[SHORT EXERCISE] From the entries below, copy every line that holds the word "this".

:: ENTRIES PROVIDED

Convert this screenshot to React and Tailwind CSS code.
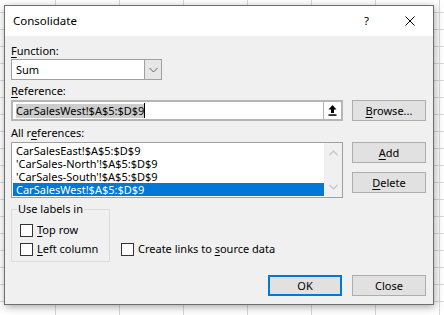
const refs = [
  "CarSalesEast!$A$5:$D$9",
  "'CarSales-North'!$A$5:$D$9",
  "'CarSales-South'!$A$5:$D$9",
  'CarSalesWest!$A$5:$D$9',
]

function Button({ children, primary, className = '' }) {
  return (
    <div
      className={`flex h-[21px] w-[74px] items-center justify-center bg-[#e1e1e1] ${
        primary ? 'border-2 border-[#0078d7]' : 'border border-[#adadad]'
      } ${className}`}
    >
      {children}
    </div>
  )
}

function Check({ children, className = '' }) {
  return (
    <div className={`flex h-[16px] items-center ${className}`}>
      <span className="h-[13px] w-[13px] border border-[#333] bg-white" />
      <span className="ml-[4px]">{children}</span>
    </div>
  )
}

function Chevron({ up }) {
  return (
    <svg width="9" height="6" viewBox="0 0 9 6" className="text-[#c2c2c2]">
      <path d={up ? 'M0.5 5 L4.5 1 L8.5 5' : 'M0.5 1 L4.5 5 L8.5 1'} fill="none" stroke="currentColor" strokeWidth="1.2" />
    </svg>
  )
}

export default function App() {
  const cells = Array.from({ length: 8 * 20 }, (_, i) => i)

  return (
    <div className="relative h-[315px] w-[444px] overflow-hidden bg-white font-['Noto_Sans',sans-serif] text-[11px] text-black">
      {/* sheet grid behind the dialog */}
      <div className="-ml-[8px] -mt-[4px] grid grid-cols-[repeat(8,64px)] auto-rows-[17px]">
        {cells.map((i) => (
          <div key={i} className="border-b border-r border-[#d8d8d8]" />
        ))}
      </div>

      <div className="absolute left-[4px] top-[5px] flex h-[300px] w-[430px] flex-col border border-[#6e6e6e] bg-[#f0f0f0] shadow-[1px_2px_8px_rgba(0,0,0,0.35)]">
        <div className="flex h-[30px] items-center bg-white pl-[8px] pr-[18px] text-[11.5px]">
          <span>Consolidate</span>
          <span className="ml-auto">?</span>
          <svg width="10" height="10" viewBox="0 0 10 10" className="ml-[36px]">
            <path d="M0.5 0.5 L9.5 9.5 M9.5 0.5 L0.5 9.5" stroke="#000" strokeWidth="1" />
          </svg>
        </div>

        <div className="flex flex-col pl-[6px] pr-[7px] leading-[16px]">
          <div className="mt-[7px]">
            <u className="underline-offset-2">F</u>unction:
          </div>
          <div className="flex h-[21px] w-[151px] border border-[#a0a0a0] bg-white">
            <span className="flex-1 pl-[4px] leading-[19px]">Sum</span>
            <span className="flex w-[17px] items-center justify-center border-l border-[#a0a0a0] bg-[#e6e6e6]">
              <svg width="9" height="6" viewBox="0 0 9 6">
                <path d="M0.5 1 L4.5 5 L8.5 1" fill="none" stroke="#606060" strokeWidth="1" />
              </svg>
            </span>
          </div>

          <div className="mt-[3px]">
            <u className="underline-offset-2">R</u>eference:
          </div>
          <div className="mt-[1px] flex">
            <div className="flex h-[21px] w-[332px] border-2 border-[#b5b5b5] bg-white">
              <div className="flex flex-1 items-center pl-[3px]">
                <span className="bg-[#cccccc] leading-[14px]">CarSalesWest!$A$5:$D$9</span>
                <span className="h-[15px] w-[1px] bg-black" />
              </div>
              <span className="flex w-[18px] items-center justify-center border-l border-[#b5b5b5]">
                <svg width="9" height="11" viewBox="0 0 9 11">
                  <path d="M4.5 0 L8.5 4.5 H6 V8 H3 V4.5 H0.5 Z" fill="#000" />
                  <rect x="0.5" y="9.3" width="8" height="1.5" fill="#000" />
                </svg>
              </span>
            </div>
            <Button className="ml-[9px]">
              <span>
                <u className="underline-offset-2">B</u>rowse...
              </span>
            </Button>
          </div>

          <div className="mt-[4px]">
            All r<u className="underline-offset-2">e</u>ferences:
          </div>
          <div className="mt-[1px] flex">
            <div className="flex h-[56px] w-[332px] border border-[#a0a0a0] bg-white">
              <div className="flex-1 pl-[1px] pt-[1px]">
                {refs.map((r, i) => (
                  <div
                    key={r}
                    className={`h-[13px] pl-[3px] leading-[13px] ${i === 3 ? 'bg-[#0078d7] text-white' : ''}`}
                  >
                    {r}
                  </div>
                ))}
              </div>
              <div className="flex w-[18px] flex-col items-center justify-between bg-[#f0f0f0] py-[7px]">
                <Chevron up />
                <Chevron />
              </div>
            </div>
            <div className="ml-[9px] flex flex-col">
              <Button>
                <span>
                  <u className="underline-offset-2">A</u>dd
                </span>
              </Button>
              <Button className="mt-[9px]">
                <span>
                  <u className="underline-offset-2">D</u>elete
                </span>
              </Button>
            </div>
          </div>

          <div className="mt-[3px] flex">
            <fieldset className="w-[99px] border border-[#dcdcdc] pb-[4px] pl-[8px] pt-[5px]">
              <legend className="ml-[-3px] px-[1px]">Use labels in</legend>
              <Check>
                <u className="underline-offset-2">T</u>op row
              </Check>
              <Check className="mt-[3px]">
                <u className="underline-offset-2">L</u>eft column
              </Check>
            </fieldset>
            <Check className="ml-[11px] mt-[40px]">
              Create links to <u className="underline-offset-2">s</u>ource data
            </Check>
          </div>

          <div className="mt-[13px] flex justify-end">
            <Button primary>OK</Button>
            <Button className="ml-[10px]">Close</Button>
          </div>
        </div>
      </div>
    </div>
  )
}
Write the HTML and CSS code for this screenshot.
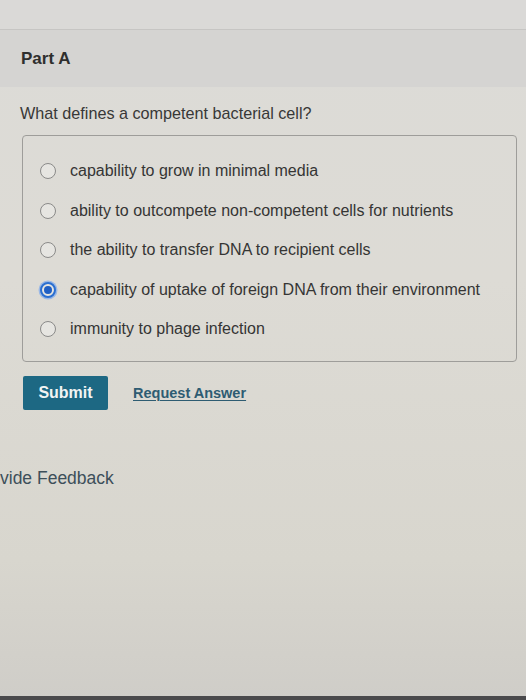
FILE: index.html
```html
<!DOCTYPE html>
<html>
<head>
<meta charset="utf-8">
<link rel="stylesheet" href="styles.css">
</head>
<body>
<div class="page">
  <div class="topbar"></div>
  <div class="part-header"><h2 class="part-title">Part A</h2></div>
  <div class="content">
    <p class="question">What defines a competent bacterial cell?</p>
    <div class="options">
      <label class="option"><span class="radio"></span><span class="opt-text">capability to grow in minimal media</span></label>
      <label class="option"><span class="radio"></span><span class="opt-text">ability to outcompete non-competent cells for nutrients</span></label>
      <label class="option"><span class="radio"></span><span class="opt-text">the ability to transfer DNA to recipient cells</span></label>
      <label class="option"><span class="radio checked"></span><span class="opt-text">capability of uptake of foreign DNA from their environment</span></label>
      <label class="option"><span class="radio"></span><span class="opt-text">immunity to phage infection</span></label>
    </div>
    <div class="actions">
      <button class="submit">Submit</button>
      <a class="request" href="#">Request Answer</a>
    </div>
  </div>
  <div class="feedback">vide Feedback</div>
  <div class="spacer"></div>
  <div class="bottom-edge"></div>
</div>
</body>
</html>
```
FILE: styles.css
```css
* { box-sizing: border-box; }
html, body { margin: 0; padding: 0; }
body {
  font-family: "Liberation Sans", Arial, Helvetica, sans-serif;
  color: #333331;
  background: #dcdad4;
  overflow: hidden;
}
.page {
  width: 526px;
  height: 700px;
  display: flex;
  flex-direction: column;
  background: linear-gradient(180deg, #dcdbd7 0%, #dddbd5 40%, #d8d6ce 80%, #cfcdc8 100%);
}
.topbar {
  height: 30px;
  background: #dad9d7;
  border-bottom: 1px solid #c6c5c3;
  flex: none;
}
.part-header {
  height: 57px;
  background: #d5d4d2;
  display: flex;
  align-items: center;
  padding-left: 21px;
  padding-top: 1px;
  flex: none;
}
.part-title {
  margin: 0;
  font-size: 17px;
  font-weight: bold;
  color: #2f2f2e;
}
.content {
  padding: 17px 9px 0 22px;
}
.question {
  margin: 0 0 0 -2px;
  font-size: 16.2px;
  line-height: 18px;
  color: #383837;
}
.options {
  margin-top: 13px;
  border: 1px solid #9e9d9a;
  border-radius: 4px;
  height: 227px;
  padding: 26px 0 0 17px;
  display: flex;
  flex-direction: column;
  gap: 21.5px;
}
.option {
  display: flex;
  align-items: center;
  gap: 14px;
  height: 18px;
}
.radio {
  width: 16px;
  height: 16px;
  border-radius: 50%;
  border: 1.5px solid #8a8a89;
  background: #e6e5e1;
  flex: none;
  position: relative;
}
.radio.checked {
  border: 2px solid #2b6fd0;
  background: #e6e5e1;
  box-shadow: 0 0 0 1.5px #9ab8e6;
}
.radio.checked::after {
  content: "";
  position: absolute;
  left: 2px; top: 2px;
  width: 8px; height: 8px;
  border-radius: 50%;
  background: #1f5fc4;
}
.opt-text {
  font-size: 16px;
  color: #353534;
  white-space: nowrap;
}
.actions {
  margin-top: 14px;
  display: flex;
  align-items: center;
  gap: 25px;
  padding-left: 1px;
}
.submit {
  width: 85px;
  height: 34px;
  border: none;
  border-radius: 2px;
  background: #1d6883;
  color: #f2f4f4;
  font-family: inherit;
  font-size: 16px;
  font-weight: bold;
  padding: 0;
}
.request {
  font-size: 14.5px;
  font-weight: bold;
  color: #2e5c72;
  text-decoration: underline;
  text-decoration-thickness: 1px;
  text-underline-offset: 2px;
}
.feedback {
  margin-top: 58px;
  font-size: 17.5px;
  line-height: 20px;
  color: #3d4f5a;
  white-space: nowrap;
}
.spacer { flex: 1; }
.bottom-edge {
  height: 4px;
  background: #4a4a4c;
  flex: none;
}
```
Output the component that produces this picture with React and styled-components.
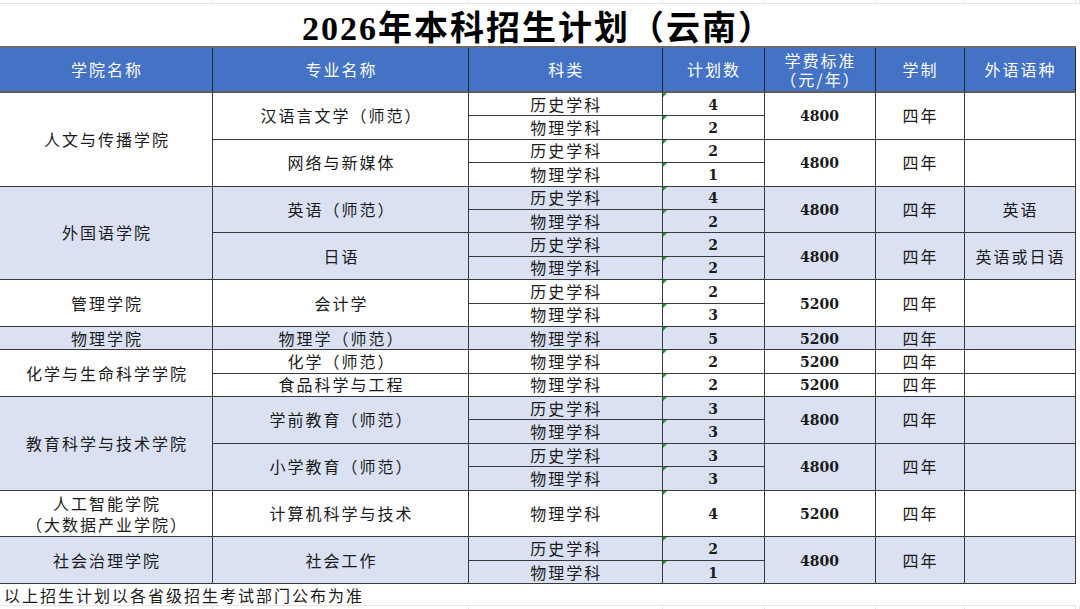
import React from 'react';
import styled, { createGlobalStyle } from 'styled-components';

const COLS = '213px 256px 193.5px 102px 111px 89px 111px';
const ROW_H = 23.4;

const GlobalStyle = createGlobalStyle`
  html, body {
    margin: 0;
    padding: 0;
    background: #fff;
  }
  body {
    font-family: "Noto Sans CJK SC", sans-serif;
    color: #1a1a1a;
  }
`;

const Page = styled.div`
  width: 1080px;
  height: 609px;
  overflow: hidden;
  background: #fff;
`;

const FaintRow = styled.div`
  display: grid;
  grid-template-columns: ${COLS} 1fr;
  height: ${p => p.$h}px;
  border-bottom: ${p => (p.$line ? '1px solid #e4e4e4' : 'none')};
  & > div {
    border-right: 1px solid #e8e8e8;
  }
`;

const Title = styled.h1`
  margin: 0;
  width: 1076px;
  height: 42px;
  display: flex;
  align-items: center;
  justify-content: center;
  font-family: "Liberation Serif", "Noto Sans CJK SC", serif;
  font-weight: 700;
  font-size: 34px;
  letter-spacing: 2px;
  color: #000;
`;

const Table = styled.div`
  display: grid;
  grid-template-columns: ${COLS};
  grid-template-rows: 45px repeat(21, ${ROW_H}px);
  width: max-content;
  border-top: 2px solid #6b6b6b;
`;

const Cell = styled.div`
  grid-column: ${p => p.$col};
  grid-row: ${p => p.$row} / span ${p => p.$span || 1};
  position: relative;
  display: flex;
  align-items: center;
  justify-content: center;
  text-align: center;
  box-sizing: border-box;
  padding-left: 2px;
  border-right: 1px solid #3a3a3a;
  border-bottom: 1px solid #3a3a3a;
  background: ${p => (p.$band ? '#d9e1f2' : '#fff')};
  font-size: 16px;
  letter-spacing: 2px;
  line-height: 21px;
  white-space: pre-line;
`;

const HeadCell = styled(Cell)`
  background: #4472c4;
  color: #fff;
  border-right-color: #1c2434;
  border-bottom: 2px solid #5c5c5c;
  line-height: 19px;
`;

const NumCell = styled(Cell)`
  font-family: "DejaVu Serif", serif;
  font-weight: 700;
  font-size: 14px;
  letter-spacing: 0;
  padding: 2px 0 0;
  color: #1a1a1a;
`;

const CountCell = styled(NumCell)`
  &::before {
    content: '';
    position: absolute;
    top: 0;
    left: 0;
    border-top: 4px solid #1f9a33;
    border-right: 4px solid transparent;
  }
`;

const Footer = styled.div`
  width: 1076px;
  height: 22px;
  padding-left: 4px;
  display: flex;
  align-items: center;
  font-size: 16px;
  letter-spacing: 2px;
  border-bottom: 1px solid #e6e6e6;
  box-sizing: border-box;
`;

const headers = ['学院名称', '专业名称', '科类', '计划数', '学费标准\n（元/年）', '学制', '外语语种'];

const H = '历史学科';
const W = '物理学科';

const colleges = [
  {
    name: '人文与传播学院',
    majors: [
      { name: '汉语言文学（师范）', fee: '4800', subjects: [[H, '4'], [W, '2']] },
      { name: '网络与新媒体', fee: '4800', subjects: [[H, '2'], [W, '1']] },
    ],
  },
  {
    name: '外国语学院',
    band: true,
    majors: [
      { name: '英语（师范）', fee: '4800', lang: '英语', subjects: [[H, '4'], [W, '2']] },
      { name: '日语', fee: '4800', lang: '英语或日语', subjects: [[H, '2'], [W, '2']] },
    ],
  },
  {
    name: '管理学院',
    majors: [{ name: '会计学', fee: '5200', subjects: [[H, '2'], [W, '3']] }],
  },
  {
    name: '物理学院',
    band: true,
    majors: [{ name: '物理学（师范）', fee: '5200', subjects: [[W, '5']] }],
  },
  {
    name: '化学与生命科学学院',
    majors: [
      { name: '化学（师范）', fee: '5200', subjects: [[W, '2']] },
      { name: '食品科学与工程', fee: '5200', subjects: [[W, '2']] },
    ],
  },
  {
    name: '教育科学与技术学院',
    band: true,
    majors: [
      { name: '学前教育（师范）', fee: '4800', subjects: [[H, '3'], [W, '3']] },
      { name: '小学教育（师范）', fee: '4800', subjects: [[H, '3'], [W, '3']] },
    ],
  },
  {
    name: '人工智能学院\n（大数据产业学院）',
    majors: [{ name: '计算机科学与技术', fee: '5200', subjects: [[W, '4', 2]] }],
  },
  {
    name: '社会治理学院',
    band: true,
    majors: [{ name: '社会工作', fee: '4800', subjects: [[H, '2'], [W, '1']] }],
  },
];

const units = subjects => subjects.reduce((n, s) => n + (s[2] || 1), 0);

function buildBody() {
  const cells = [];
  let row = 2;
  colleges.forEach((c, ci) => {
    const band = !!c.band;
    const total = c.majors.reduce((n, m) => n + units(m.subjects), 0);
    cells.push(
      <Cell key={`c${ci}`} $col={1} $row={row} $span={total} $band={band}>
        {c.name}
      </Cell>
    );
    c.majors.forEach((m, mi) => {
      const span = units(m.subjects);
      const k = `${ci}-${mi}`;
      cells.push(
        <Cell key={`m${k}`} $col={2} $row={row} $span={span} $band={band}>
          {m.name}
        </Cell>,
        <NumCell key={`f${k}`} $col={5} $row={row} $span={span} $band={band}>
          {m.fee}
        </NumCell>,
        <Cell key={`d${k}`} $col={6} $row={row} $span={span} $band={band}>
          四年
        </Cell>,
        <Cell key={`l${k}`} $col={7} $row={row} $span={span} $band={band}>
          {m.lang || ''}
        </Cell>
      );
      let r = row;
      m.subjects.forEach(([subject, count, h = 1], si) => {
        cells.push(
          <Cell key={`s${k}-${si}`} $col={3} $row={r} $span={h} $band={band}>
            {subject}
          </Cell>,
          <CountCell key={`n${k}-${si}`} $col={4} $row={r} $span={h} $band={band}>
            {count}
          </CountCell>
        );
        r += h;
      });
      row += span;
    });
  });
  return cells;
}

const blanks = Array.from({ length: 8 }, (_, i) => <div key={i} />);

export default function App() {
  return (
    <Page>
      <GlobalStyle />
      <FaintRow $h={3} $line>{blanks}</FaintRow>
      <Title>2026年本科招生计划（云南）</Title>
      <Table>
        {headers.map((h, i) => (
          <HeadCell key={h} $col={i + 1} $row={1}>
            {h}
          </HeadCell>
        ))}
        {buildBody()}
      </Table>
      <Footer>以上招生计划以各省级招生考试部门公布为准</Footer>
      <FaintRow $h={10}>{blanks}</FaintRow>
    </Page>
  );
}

::::

[RESPONSE TO THE EXERCISE]
Convert this screenshot to React and Tailwind CSS code.
Write the HTML and CSS code for this screenshot.
Output the component that produces this picture with React and styled-components.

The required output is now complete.